Again and again, Trump seems to gaze in admiration at the savage methods of authoritarian governments and compare them unfavorably not only to our own leaders but to the legal and moral systems that keep us from acting in the same way. As he said about ISIS, "Can you imagine them sitting around the table or wherever they're eating their dinner, talking about the Americans don't do waterboarding and yet we chop off heads. They probably think we're weak, we're stupid, we don't know what we're doing, we have no leadership. You know, you have to fight fire with fire." Trump regularly advocates the use of not just the kind of torture that the Bush administration employed, but even more brutal methods, promising to "bring back a hell of a lot worse than waterboarding." And for what purpose? It isn't as though we're holding ISIS prisoners with knowledge of future plots we need to foil. Trump couldn't even say who he wants to torture and to what end; he just knows he wants to.
Now try to imagine that Donald Trump was president, and began acting on the impulses he puts on such proud display. He has said repeatedly that he'd like to "open up our libel laws" so that when people don't like the coverage they get in the media, they can sue news organizations more easily. What happens when he tries to intimidate journalists with something more than insults? What about when he orders members of the military to commit war crimes like killing the families of suspected terrorists, as he has suggested we ought to do?
An optimist might say that the institutions that have sustained our system for two centuries will stop him. "I still believe we have the institutions of government that would restrain someone who seeks to exceed their constitutional obligations," says John McCain — who, by the way, is supporting Trump. "We have a Congress. We have the Supreme Court. We're not Romania." Maybe not, but a great deal depends on the particular people Trump surrounds himself with.
All presidents chafe at the limits of their power, because all would prefer to be free to make the decisions they like without the meddling of Congress and the courts. These days, Republicans argue that Barack Obama has been a dictator, regularly exceeding the scope of his authority. But all of those disputes have been highly public and over questions like whether families should be broken up by deportation, or whether the Department of Health and Human Services' implementation of provisions in the Affordable Care Act adheres to the spirit and letter of the law on insurance subsidies.
Do we think that, if Donald Trump becomes president, those are the kinds of issues on which he'll test the limits of executive power?

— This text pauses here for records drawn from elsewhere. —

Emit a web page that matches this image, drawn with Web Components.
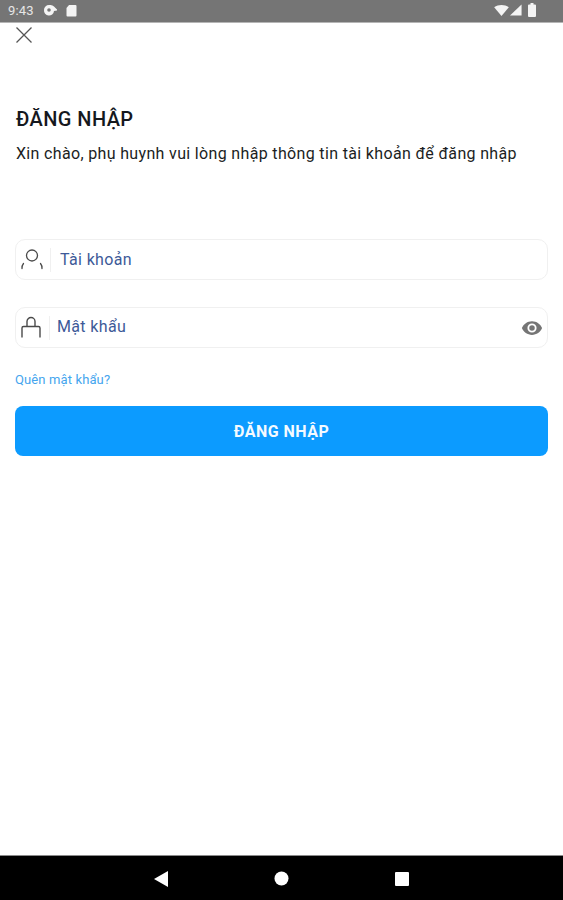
<!DOCTYPE html>
<html lang="vi">
<head>
<meta charset="utf-8">
<title>Đăng nhập</title>
<style>
  html, body { margin: 0; height: 100%; background: #fff; }
  body { font-family: Roboto, "Liberation Sans", sans-serif; }
</style>
</head>
<body>
<login-screen>
  <status-bar slot="top"></status-bar>
  <login-form></login-form>
  <nav-bar slot="bottom"></nav-bar>
</login-screen>

<script>
class LoginScreen extends HTMLElement {
  constructor() {
    super()
    this.attachShadow({ mode: 'open' })
    this.shadowRoot.innerHTML = `<style>
        :host { display: flex; flex-direction: column; height: 900px; width: 563px; overflow: hidden; }
        main { flex: 1; min-height: 0; }
      </style>
      <slot name="top"></slot>
      <main><slot></slot></main>
      <slot name="bottom"></slot>`
  }
}

class StatusBar extends HTMLElement {
  constructor() {
    super()
    this.attachShadow({ mode: 'open' })
    this.shadowRoot.innerHTML = `<style>
        :host { display: flex; align-items: center; height: 23px; box-sizing: border-box; padding: 0 25px 2px 8px; background: #757575; border-bottom: 1px solid #b5b5b5; color: #e6e6e6; font: 13px Roboto, sans-serif; }
        .left { display: flex; align-items: center; gap: 9px; flex: 1; }
        .right { display: flex; align-items: center; gap: 1px; }
        svg { display: block; fill: #f4f4f4; }
        span { letter-spacing: .2px; }
      </style>
      <div class="left">
        <span>9:43</span>
        <svg width="14" height="12" viewBox="0 0 14 12"><path d="M1 6a5 5 0 0 1 5-5h1.600a5 5 0 0 1 3.400 1.500L14 5.500v1l-3 .5A5 5 0 0 1 1 6z"/><circle cx="6" cy="6" r="1.800" fill="#757575"/></svg>
        <svg width="11" height="13" viewBox="0 0 11 13"><path d="M3 1h6.500A1 1 0 0 1 10.500 2v9.500a1 1 0 0 1-1 1h-8a1 1 0 0 1-1-1V4z"/></svg>
      </div>
      <div class="right">
        <svg width="15" height="11" viewBox="0 0 16 12"><path d="M0 2.500C4.500-.8 11.500-.8 16 2.500L8 12z"/></svg>
        <svg width="12" height="12" viewBox="0 0 13 12"><path d="M12.500 0v12H0z"/></svg>
        <svg width="11" height="14" viewBox="0 0 11 14" style="margin-left:4px"><path d="M3.500 0h3v1.500H8a1 1 0 0 1 1 1V13a1 1 0 0 1-1 1H2a1 1 0 0 1-1-1V2.500a1 1 0 0 1 1-1h1.500z"/></svg>
      </div>`
  }
}

class TextField extends HTMLElement {
  constructor() {
    super()
    this.attachShadow({ mode: 'open' })
    this.shadowRoot.innerHTML = `<style>
        :host { display: flex; align-items: center; height: 41px; box-sizing: border-box; border: 1px solid #f0f0f0; border-radius: 10px; background: #fff; }
        .icon { display: flex; justify-content: center; flex: none; box-sizing: border-box; width: var(--icon-w, 34px); padding-right: var(--icon-pad, 2px); border-right: 1px solid #f0f0f0; }
        .label { flex: 1; padding-left: var(--label-gap, 10px); padding-bottom: var(--label-lift, 0); color: #3d5a98; font-size: 16px; letter-spacing: .35px; }
        .end { display: flex; padding-right: 4px; }
      </style>
      <div class="icon"><slot name="icon"></slot></div>
      <div class="label"><slot></slot></div>
      <div class="end"><slot name="end"></slot></div>`
  }
}

class LoginForm extends HTMLElement {
  constructor() {
    super()
    this.attachShadow({ mode: 'open' })
    this.shadowRoot.innerHTML = `<style>
        :host { display: block; padding: 3px 15px 0; color: #14171c; }
        .close { display: block; }
        h1 { margin: 62px 0 0 1px; font-size: 20px; line-height: 26px; font-weight: 500; letter-spacing: .42px; color: #15181e; }
        p { margin: 11px 0 0 1px; font-size: 16px; line-height: 22px; letter-spacing: .34px; color: #1b1e23; }
        .fields { display: flex; flex-direction: column; gap: 27px; margin-top: 74px; }
        .user { --icon-w: 35px; --icon-pad: 3px; --label-gap: 9px; }
        .pass { --icon-w: 34px; --icon-pad: 4px; --label-gap: 7px; --label-lift: 2px; }
        svg { display: block; }
        a { display: block; margin: 24px 0 0; font-size: 13px; line-height: 16px; letter-spacing: .12px; color: #45a5ee; text-decoration: none; }
        button { display: block; width: 100%; height: 50px; margin-top: 18px; padding: 1px 0 0; border: 0; border-radius: 8px; background: #0c9bff; color: #f4faff; font: 700 16px Roboto, sans-serif; letter-spacing: .5px; }
      </style>
      <svg class="close" width="18" height="18" viewBox="0 0 18 18" fill="none" stroke="#555" stroke-width="1.300"><path d="M1.500 1.500l15 15M16.500 1.500l-15 15"/></svg>
      <h1>ĐĂNG NHẬP</h1>
      <p>Xin chào, phụ huynh vui lòng nhập thông tin tài khoản để đăng nhập</p>
      <div class="fields">
        <text-field class="user">
          <svg slot="icon" width="24" height="24" viewBox="0 0 24 24" fill="none" stroke="#4a4a4a" stroke-width="1.300" stroke-linecap="round">
            <circle cx="12" cy="7.500" r="5.500"/>
            <path d="M3.500 15.500C2.300 17 1.800 18.500 2 20.500M20.500 15.500c1.200 1.500 1.700 3 1.500 5"/>
          </svg>
          Tài khoản
        </text-field>
        <text-field class="pass">
          <svg slot="icon" width="22" height="24" viewBox="0 0 22 24" fill="none" stroke="#4a4a4a" stroke-width="1.400">
            <path d="M7 11V5.500a4 4 0 0 1 8 0V11M2 21.500V12a1.500 1.500 0 0 1 1.500-1.500h15A1.500 1.500 0 0 1 20 12v9.500"/>
          </svg>
          Mật khẩu
          <svg slot="end" width="22" height="22" viewBox="0 0 24 24" fill="#757575"><path d="M12 4.500C7 4.500 2.700 7.600 1 12c1.700 4.400 6 7.500 11 7.500s9.300-3.100 11-7.500c-1.700-4.400-6-7.500-11-7.500zM12 17a5 5 0 1 1 0-10 5 5 0 0 1 0 10zm0-8a3 3 0 1 0 0 6 3 3 0 0 0 0-6z"/></svg>
        </text-field>
      </div>
      <a href="#">Quên mật khẩu?</a>
      <button type="button">ĐĂNG NHẬP</button>`
  }
}

class NavBar extends HTMLElement {
  constructor() {
    super()
    this.attachShadow({ mode: 'open' })
    this.shadowRoot.innerHTML = `<style>
        :host { display: flex; justify-content: center; align-items: center; gap: 106px; height: 45px; box-sizing: border-box; background: #000; border-top: 1px solid #8a8a8a; padding-top: 1px; }
        svg { display: block; fill: #fff; }
      </style>
      <svg width="14" height="16" viewBox="0 0 14 16"><path d="M14 0v16L0 8z"/></svg>
      <svg width="15" height="15" viewBox="0 0 15 15"><circle cx="7.500" cy="7.500" r="7"/></svg>
      <svg width="14" height="14" viewBox="0 0 14 14"><rect width="14" height="14" rx="1"/></svg>`
  }
}

customElements.define('login-screen', LoginScreen)
customElements.define('status-bar', StatusBar)
customElements.define('text-field', TextField)
customElements.define('login-form', LoginForm)
customElements.define('nav-bar', NavBar)
</script>
</body>
</html>
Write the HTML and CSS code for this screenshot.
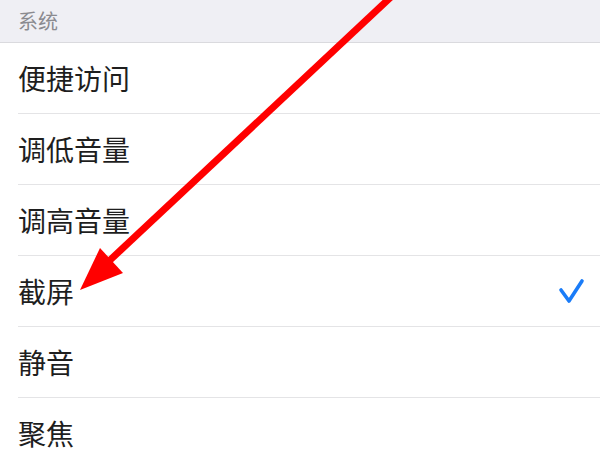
FILE: index.html
```html
<!DOCTYPE html>
<html lang="zh">
<head>
<meta charset="utf-8">
<link rel="stylesheet" href="styles.css">
</head>
<body>
<div class="screen">
  <div class="section-header">系统</div>
  <ul class="list">
    <li class="row">便捷访问</li>
    <li class="row">调低音量</li>
    <li class="row">调高音量</li>
    <li class="row">截屏
      <svg class="check" width="28" height="26" viewBox="0 0 28 26">
        <polyline points="3,12 11,23 24,3" fill="none" stroke="#1a7cf8" stroke-width="3.6" stroke-linecap="round" stroke-linejoin="round"/>
      </svg>
    </li>
    <li class="row">静音</li>
    <li class="row">聚焦</li>
  </ul>
  <svg class="arrow" width="600" height="450" viewBox="0 0 600 450">
    <line x1="392" y1="-4" x2="108" y2="262" stroke="#ff0000" stroke-width="7"/>
    <polygon points="80,290 100,248 123,273" fill="#ff0000"/>
  </svg>
</div>
</body>
</html>
```
FILE: styles.css
```css
html, body {
  margin: 0;
  padding: 0;
  background: #ffffff;
}
.screen {
  position: relative;
  width: 600px;
  height: 450px;
  overflow: hidden;
  font-family: "Noto Sans CJK SC", "Noto Sans", sans-serif;
}
.section-header {
  height: 43px;
  box-sizing: border-box;
  padding-left: 18px;
  padding-top: 7px;
  font-size: 20px;
  line-height: 28px;
  color: #8a8a8f;
  background: #efeff4;
  border-bottom: 1px solid #dadade;
}
.list {
  list-style: none;
  margin: 0;
  padding: 0;
}
.row {
  display: flex;
  align-items: center;
  justify-content: space-between;
  height: 70px;
  margin-left: 18px;
  padding-right: 14px;
  border-bottom: 1px solid #e4e4e6;
  font-size: 28px;
  color: #1e1e1e;
}
.check {
  display: block;
}
.arrow {
  position: absolute;
  left: 0;
  top: 0;
  pointer-events: none;
}
```
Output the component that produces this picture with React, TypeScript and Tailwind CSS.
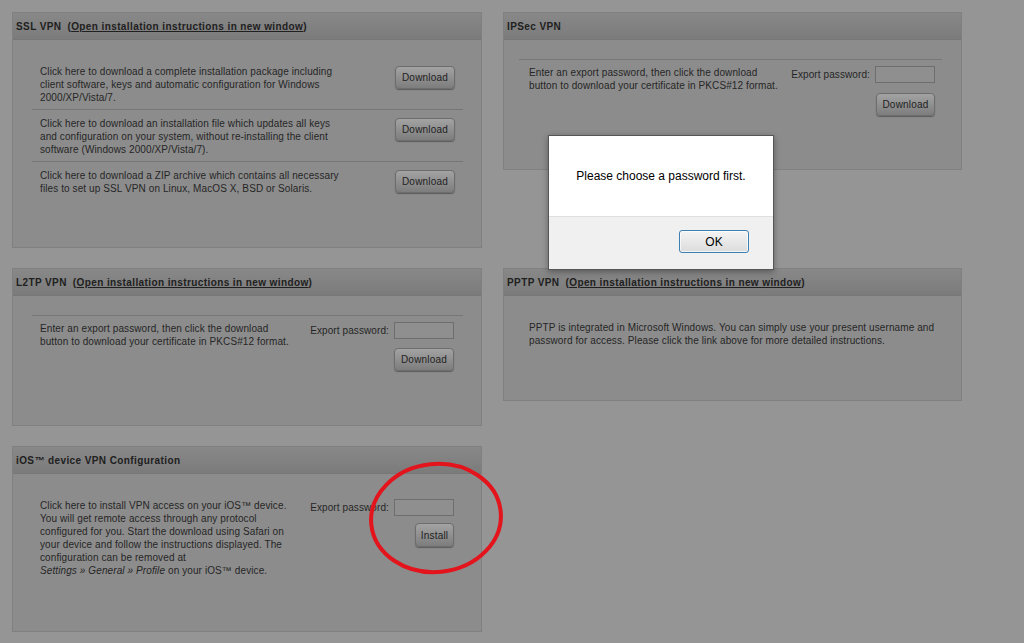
import React from 'react'

const FONT = "font-['Liberation_Sans',Arial,sans-serif]"

function Header({ title, link }: { title: string; link?: boolean }) {
  return (
    <div className="h-[27px] flex items-center pl-[3px] bg-linear-to-b from-[#888888] to-[#7b7b7b] border-b border-[#777777] text-[10px] font-bold text-[#202020] tracking-[0.4px] whitespace-nowrap">
      <span>{title}</span>
      {link && (
        <span className="ml-[6px]">
          (<span className="underline">Open installation instructions in new window</span>)
        </span>
      )}
    </div>
  )
}

function Btn({ label, w }: { label: string; w: string }) {
  return (
    <button
      className={`${w} h-[23px] rounded-[4px] border border-[#6d6d6d] bg-linear-to-b from-[#a3a3a3] to-[#7d7d7d] text-[10px] text-[#222222] shadow-[0_1px_1px_rgba(0,0,0,0.35)] tracking-[0.2px]`}
    >
      {label}
    </button>
  )
}

function Lines({ lines }: { lines: React.ReactNode[] }) {
  return (
    <div className="whitespace-nowrap">
      {lines.map((l, i) => (
        <div key={i} className="h-[13px] leading-[13px]">
          {l}
        </div>
      ))}
    </div>
  )
}

function PasswordField() {
  return (
    <div className="flex items-center gap-[5px]">
      <span>Export password:</span>
      <div className="w-[60px] h-[17px] border border-[#6e6e6e] bg-[#8f8f8f]" />
    </div>
  )
}

const sslRows = [
  [
    'Click here to download a complete installation package including',
    'client software, keys and automatic configuration for Windows',
    '2000/XP/Vista/7.',
  ],
  [
    'Click here to download an installation file which updates all keys',
    'and configuration on your system, without re-installing the client',
    'software (Windows 2000/XP/Vista/7).',
  ],
  [
    'Click here to download a ZIP archive which contains all necessary',
    'files to set up SSL VPN on Linux, MacOS X, BSD or Solaris.',
  ],
]

const certLines = [
  'Enter an export password, then click the download',
  'button to download your certificate in PKCS#12 format.',
]

export default function App() {
  return (
    <div
      className={`${FONT} relative w-[1024px] h-[643px] overflow-hidden bg-[#959595] text-[10px] text-[#262626] tracking-[0.1px] pt-[12px] pl-[12px] flex flex-col gap-[20px]`}
    >
      {/* row 1 */}
      <div className="flex items-start gap-[21px]">
        <div className="w-[470px] h-[236px] border border-[#808080] bg-[#8c8c8c]">
          <Header title="SSL VPN" link />
          <div className="pt-[25px] ml-[19px] mr-[18px]">
            {sslRows.map((row, i) => (
              <div
                key={i}
                className={`flex items-start justify-between pl-[8px] pr-[8px] ${
                  i > 0 ? 'pt-[7px]' : ''
                } ${i < sslRows.length - 1 ? 'pb-[5px] border-b border-[#767676]' : ''}`}
              >
                <Lines lines={row} />
                <div className="pt-[1px]">
                  <Btn label="Download" w="w-[60px]" />
                </div>
              </div>
            ))}
          </div>
        </div>

        <div className="w-[459px] h-[158px] border border-[#808080] bg-[#8c8c8c]">
          <Header title="IPSec VPN" />
          <div className="pt-[19px] ml-[15px] mr-[19px]">
            <div className="border-t border-[#767676] pt-[6px] flex items-start justify-between pl-[10px] pr-[7px]">
              <Lines lines={certLines} />
              <div className="flex flex-col items-end gap-[10px]">
                <PasswordField />
                <Btn label="Download" w="w-[59px]" />
              </div>
            </div>
          </div>
        </div>
      </div>

      {/* row 2 */}
      <div className="flex items-start gap-[21px]">
        <div className="w-[470px] h-[158px] border border-[#808080] bg-[#8c8c8c]">
          <Header title="L2TP VPN" link />
          <div className="pt-[19px] ml-[19px] mr-[18px]">
            <div className="border-t border-[#767676] pt-[6px] flex items-start justify-between pl-[8px] pr-[9px]">
              <Lines lines={certLines} />
              <div className="flex flex-col items-end gap-[9px]">
                <PasswordField />
                <Btn label="Download" w="w-[60px]" />
              </div>
            </div>
          </div>
        </div>

        <div className="w-[459px] h-[133px] border border-[#808080] bg-[#8c8c8c]">
          <Header title="PPTP VPN" link />
          <div className="pt-[25px] pl-[25px]">
            <Lines
              lines={[
                'PPTP is integrated in Microsoft Windows. You can simply use your present username and',
                'password for access. Please click the link above for more detailed instructions.',
              ]}
            />
          </div>
        </div>
      </div>

      {/* row 3 */}
      <div className="flex items-start gap-[21px]">
        <div className="w-[470px] h-[186px] border border-[#808080] bg-[#8c8c8c]">
          <Header title="iOS™ device VPN Configuration" />
          <div className="pt-[25px] pl-[27px] pr-[27px] flex items-start justify-between">
            <Lines
              lines={[
                'Click here to install VPN access on your iOS™ device.',
                'You will get remote access through any protocol',
                'configured for you. Start the download using Safari on',
                'your device and follow the instructions displayed. The',
                'configuration can be removed at',
                <>
                  <i>Settings » General » Profile</i> on your iOS™ device.
                </>,
              ]}
            />
            <div className="flex flex-col items-end gap-[7px]">
              <PasswordField />
              <Btn label="Install" w="w-[39px] h-[24px]" />
            </div>
          </div>
        </div>
      </div>

      {/* alert dialog */}
      <div className="absolute left-[548px] top-[135px] w-[226px] h-[135px] border border-[#555555] bg-white shadow-[0_2px_6px_rgba(0,0,0,0.35)] flex flex-col tracking-normal">
        <div className="h-[80px] flex items-center justify-center text-[12px] text-black">
          Please choose a password first.
        </div>
        <div className="flex-1 bg-[#f0f0f0] border-t border-[#dfdfdf] flex justify-end items-start pt-[13px] pr-[24px]">
          <button className="w-[70px] h-[23px] rounded-[3px] border border-[#3c7fb1] bg-linear-to-b from-[#f4f4f4] to-[#dcdcdc] text-[12px] text-black shadow-[inset_0_0_0_1px_rgba(255,255,255,0.7)]">
            OK
          </button>
        </div>
      </div>

      {/* red annotation */}
      <svg
        className="absolute left-[366px] top-[459px] pointer-events-none"
        width="142"
        height="120"
        viewBox="0 0 142 120"
      >
        <ellipse
          cx="70"
          cy="59"
          rx="65"
          ry="54"
          transform="rotate(-6 70 59)"
          fill="none"
          stroke="#e3141c"
          strokeWidth="4"
        />
      </svg>
    </div>
  )
}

And we've been down this road before, with George W. Bush's administration after September 11. As Dick Cheney said less than a week after the attacks, "We also have to work, though, sort of the dark side, if you will... And so it's going to be vital for us to use any means at our disposal, basically, to achieve our objective." When Bush and Cheney decided that they wanted torturing prisoners to be one of the means at their disposal, did the system stop them? No, it did not, despite the fact that torture is illegal under both U.S. law and treaties to which the U.S. is a signatory.
Do we think that, if Donald Trump becomes president, those are the kinds of issues on which he'll test the limits of executive power? And we've been down this road before, with George W. Bush's administration after September 11. As Dick Cheney said less than a week after the attacks, "We also have to work, though, sort of the dark side, if you will... And so it's going to be vital for us to use any means at our disposal, basically, to achieve our objective." When Bush and Cheney decided that they wanted torturing prisoners to be one of the means at their disposal, did the system stop them? No, it did not, despite the fact that torture is illegal under both U.S. law and treaties to which the U.S. is a signatory.
Lawyers in the administration were tasked with devising a rationale by which they could claim that they weren't actually torturing, and that's what they did, writing a series of memos claiming if the prisoner did not experience so much pain that he went into organ failure, then he wasn't actually being tortured (I realize that sounds like some kind of joke, but it's what they actually said).
As majestic as our institutions are, they didn't prevent that obscene affront to American law and values from taking place. I remind you of this recent history because for as much deserved criticism as George Bush received for his administration's contempt for constitutional principles, he was only restrained sporadically — and what he did is nothing compared to what Donald Trump quite clearly would like to do.
So when Trump talks about what a strong leader Putin is, or how eager he is to start torturing somebody, or what a great job Saddam did at preventing terrorism, it's not a "gaffe" and it's not something we can laugh off as Trump being Trump. It's all too clear how appealing he finds brutality, and how contemptuous he is of the laws and traditions that try to keep it under wraps. The system usually works to restrain the lawless and the corrupt, even in the highest of offices — but not always, and often not until great damage has been done.
If Donald Trump becomes president, we'll surely find out just how far it can be pushed.